SALT LAKE CITY — In the primeval universe, a violent event roiled a dwarf galaxy, leaving an indelible mark on the stars that formed there. Scientists reached that conclusion after finding traces of heavy elements produced by the cataclysm in the ancient dwarf galaxy Reticulum II.
“It might be the first time where we can distinctly point to something and say, ‘One thing happened in this galaxy 13 billion years ago,’” says Alexander Ji of MIT, who presented the research April 19 at a meeting of the American Physical Society.
Many of the universe’s heaviest elements form primarily through the r-process, a chain of reactions through which atomic nuclei climb the periodic table, swallowing up neutrons and decaying radioactively. But scientists don’t agree on where the seeds of these heavy elements are sown, except that it must be an environment rich in neutrons.
Ji and collaborators used the Magellan telescopes in Chile to perform their “stellar archaeology,” cataloging chemical elements in nine of Reticulum II’s stars. Seven of those stars contained heavy elements, like europium, gadolinium and neodymium, in just the proportions produced by the r-process.

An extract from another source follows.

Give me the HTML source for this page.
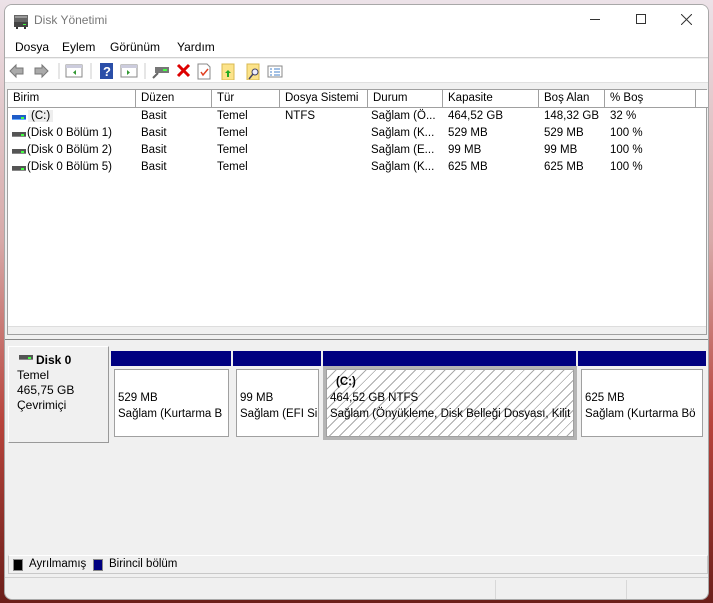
<!DOCTYPE html>
<html><head><meta charset="utf-8"><style>
*{margin:0;padding:0;box-sizing:border-box}
body{width:713px;height:603px;overflow:hidden;position:relative;font-family:"Liberation Sans",sans-serif;font-size:11.5px;color:#000;
background:linear-gradient(180deg,#ece2e8 0%,#d7a9a8 40%,#b8443c 70%,#6b1f1a 100%)}
.win{position:absolute;left:4px;top:4px;width:705px;height:596px;background:#f0f0f0;border:1px solid #a8a8a8;border-radius:8px;overflow:hidden}
.abs{position:absolute}
.title{left:0;top:0;width:705px;height:32px;background:#fff}
.menu{left:0;top:32px;width:705px;height:21px;background:#fff;border-bottom:1px solid #d0d0d0}
.menu span{position:absolute;top:3px;font-size:12px}
.tb{left:0;top:54px;width:705px;height:24px;background:#fff;border-bottom:1px solid #e0e0e0}
.list{left:2px;top:84px;width:700px;height:246px;background:#fff;border:1px solid #a0a0a0}
.hdr{position:absolute;top:0;height:18px;border-right:1px solid #a0a0a0;border-bottom:1px solid #a0a0a0;background:#fff;padding:2px 0 0 5px}
.row{position:absolute;left:0;height:17px;width:690px}
.row span{position:absolute;top:2px}
.hd{display:inline-block;width:14px;height:5px;background:#555;border-bottom:1px solid #888;position:absolute;left:4px;top:7px}
.hd:after{content:"";position:absolute;right:2px;top:2px;width:3px;height:2px;background:#4f4}
.bar{position:absolute;top:346px;height:15px;background:#000080}
.part{position:absolute;top:361px;height:74px;background:#f0f0f0;padding:3px}
.part .in{width:100%;height:100%;background:#fff;border:1px solid #a0a0a0;padding:20px 0 0 3px;line-height:16px;white-space:nowrap;overflow:hidden}
</style></head><body>
<div class="win">
<div class="abs title">
 <svg class="abs" style="left:8px;top:8px" width="16" height="16"><rect x="1" y="2" width="14" height="7" fill="#666"/><rect x="2" y="3" width="12" height="2" fill="#999"/><rect x="1" y="9" width="14" height="5" fill="#444"/><rect x="10" y="11" width="3" height="1" fill="#4f4"/><rect x="3" y="14" width="2" height="2" fill="#333"/><rect x="11" y="14" width="2" height="2" fill="#333"/></svg>
 <span class="abs" style="left:29px;top:8px;color:#777;font-size:12px">Disk Yönetimi</span>
 <span class="abs" style="left:585px;top:14px;width:10px;height:1px;background:#333"></span>
 <span class="abs" style="left:631px;top:9px;width:10px;height:10px;border:1px solid #333"></span>
 <svg class="abs" style="left:676px;top:9px" width="11" height="11"><path d="M0 0L11 11M11 0L0 11" stroke="#333" stroke-width="1"/></svg>
</div>
<div class="abs menu"><span style="left:10px">Dosya</span><span style="left:57px">Eylem</span><span style="left:105px">Görünüm</span><span style="left:172px">Yardım</span></div>
<div class="abs tb">
 <svg class="abs" style="left:3px;top:3px" width="280" height="18">
  <path d="M2 9L8 3V6H15V12H8V15Z" fill="#aaa" stroke="#777"/>
  <path d="M40 9L34 3V6H27V12H34V15Z" fill="#aaa" stroke="#777"/>
  <line x1="51" y1="1" x2="51" y2="17" stroke="#ccc"/>
  <rect x="58" y="3" width="16" height="12" fill="#fff" stroke="#888"/><rect x="58" y="3" width="16" height="3" fill="#ccd"/><path d="M68 8L65 10.5L68 13Z" fill="#393"/>
  <line x1="83" y1="1" x2="83" y2="17" stroke="#ccc"/>
  <rect x="92" y="1" width="13" height="16" fill="#2a4ea8"/><text x="95" y="14" fill="#fff" font-size="13" font-weight="bold" font-family="Liberation Sans">?</text>
  <rect x="113" y="3" width="16" height="12" fill="#fff" stroke="#888"/><rect x="113" y="3" width="16" height="3" fill="#ccd"/><path d="M119 8L122 10.5L119 13Z" fill="#393"/>
  <line x1="137" y1="1" x2="137" y2="17" stroke="#ccc"/>
  <rect x="147" y="5" width="14" height="6" fill="#777"/><rect x="155" y="7" width="4" height="2" fill="#4f4"/><path d="M150 11L145 16" stroke="#666" stroke-width="2"/>
  <path d="M170 3L181 14M181 3L170 14" stroke="#d00" stroke-width="3"/>
  <path d="M190 2H199L202 5V17H190Z" fill="#fff" stroke="#888"/><path d="M193 10L195 13L200 7" stroke="#e04020" fill="none" stroke-width="1.5"/>
  <rect x="214" y="2" width="12" height="16" fill="#fce38a" stroke="#d8b850"/><path d="M220 8L223 11H221V15H219V11H217Z" fill="#2a2"/>
  <rect x="239" y="2" width="12" height="16" fill="#fce38a" stroke="#d8b850"/><circle cx="247" cy="10" r="3" fill="#eef" stroke="#446"/><path d="M245 12L241 17" stroke="#446" stroke-width="1.5"/>
  <rect x="260" y="4" width="14" height="11" fill="#fff" stroke="#888"/><path d="M262 7h2M266 7h6M262 10h2M266 10h6M262 13h2M266 13h6" stroke="#4682c8"/>
 </svg>
</div>
<div class="abs list">
 <div class="hdr" style="left:0;width:128px">Birim</div>
 <div class="hdr" style="left:128px;width:76px">Düzen</div>
 <div class="hdr" style="left:204px;width:68px">Tür</div>
 <div class="hdr" style="left:272px;width:88px">Dosya Sistemi</div>
 <div class="hdr" style="left:360px;width:75px">Durum</div>
 <div class="hdr" style="left:435px;width:96px">Kapasite</div>
 <div class="hdr" style="left:531px;width:66px">Boş Alan</div>
 <div class="hdr" style="left:597px;width:91px">% Boş</div>
 <div class="hdr" style="left:688px;width:12px;border-right:none"></div>
 <div class="row" style="top:18px"><i class="hd" style="background:#1e5cc8;border-bottom-color:#6af"></i><span style="left:20px;background:#eee;padding:0 3px">(C:)</span><span style="left:133px">Basit</span><span style="left:209px">Temel</span><span style="left:277px">NTFS</span><span style="left:363px">Sağlam (Ö...</span><span style="left:440px">464,52 GB</span><span style="left:536px">148,32 GB</span><span style="left:602px">32 %</span></div>
 <div class="row" style="top:35px"><i class="hd"></i><span style="left:19px">(Disk 0 Bölüm 1)</span><span style="left:133px">Basit</span><span style="left:209px">Temel</span><span style="left:363px">Sağlam (K...</span><span style="left:440px">529 MB</span><span style="left:536px">529 MB</span><span style="left:602px">100 %</span></div>
 <div class="row" style="top:52px"><i class="hd"></i><span style="left:19px">(Disk 0 Bölüm 2)</span><span style="left:133px">Basit</span><span style="left:209px">Temel</span><span style="left:363px">Sağlam (E...</span><span style="left:440px">99 MB</span><span style="left:536px">99 MB</span><span style="left:602px">100 %</span></div>
 <div class="row" style="top:69px"><i class="hd"></i><span style="left:19px">(Disk 0 Bölüm 5)</span><span style="left:133px">Basit</span><span style="left:209px">Temel</span><span style="left:363px">Sağlam (K...</span><span style="left:440px">625 MB</span><span style="left:536px">625 MB</span><span style="left:602px">100 %</span></div>
 <div class="abs" style="left:0;top:236px;width:698px;height:8px;background:#f0f0f0;border-top:1px solid #ddd"></div>
</div>
<div class="abs" style="left:0;top:332px;width:705px;height:3px;border-bottom:1px solid #888;background:#f0f0f0"></div>
<div class="abs" style="left:3px;top:341px;width:101px;height:97px;background:#f0f0f0;border-right:1px solid #999;border-bottom:1px solid #999;border-top:1px solid #fff;border-left:1px solid #fff">
 <i class="hd" style="left:10px;top:8px"></i>
 <div class="abs" style="left:27px;top:6px;font-weight:bold;font-size:12px">Disk 0</div>
 <div class="abs" style="left:8px;top:21px;line-height:15px;font-size:12px">Temel<br>465,75 GB<br>Çevrimiçi</div>
</div>
<div class="bar" style="left:106px;width:120px"></div>
<div class="bar" style="left:228px;width:88px"></div>
<div class="bar" style="left:318px;width:253px"></div>
<div class="bar" style="left:573px;width:128px"></div>
<div class="part" style="left:106px;width:121px"><div class="in">529 MB<br>Sağlam (Kurtarma B</div></div>
<div class="part" style="left:228px;width:89px"><div class="in">99 MB<br>Sağlam (EFI Si</div></div>
<div class="part" style="left:318px;width:254px;background:#b4b4b4"><div class="in" style="padding-top:4px;background:repeating-linear-gradient(135deg,#fff 0 6px,#aaa 6px 7px)"><b style="padding-left:6px">(C:)</b><br>464,52 GB NTFS<br>Sağlam (Önyükleme, Disk Belleği Dosyası, Kilit</div></div>
<div class="part" style="left:573px;width:128px"><div class="in">625 MB<br>Sağlam (Kurtarma Bö</div></div>
<div class="abs" style="left:3px;top:550px;width:700px;height:19px;border:1px solid #c8c8c8;border-top-color:#fff">
 <span class="abs" style="left:4px;top:3px;width:10px;height:12px;background:#000;border:1px solid #888"></span>
 <span class="abs" style="left:20px;top:2px">Ayrılmamış</span>
 <span class="abs" style="left:84px;top:3px;width:10px;height:12px;background:#000080;border:1px solid #888"></span>
 <span class="abs" style="left:100px;top:2px">Birincil bölüm</span>
</div>
<div class="abs" style="left:0;top:572px;width:705px;height:1px;background:#d0d0d0"></div>
<div class="abs" style="left:490px;top:575px;width:1px;height:20px;background:#d8d8d8"></div>
<div class="abs" style="left:621px;top:575px;width:1px;height:20px;background:#d8d8d8"></div>
</div>
</body></html>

Since most similar dwarf galaxies show no conclusive evidence of r-process elements, the scientists deduced that the event must be rare. This restriction helped pin down what event produced the elements, eliminating relatively common occurrences such as a type of exploding star known as a core-collapse supernova. Instead, the progenitor was probably a collision of two neutron stars, or a rare type of stellar explosion that spews jets of material, the researchers say.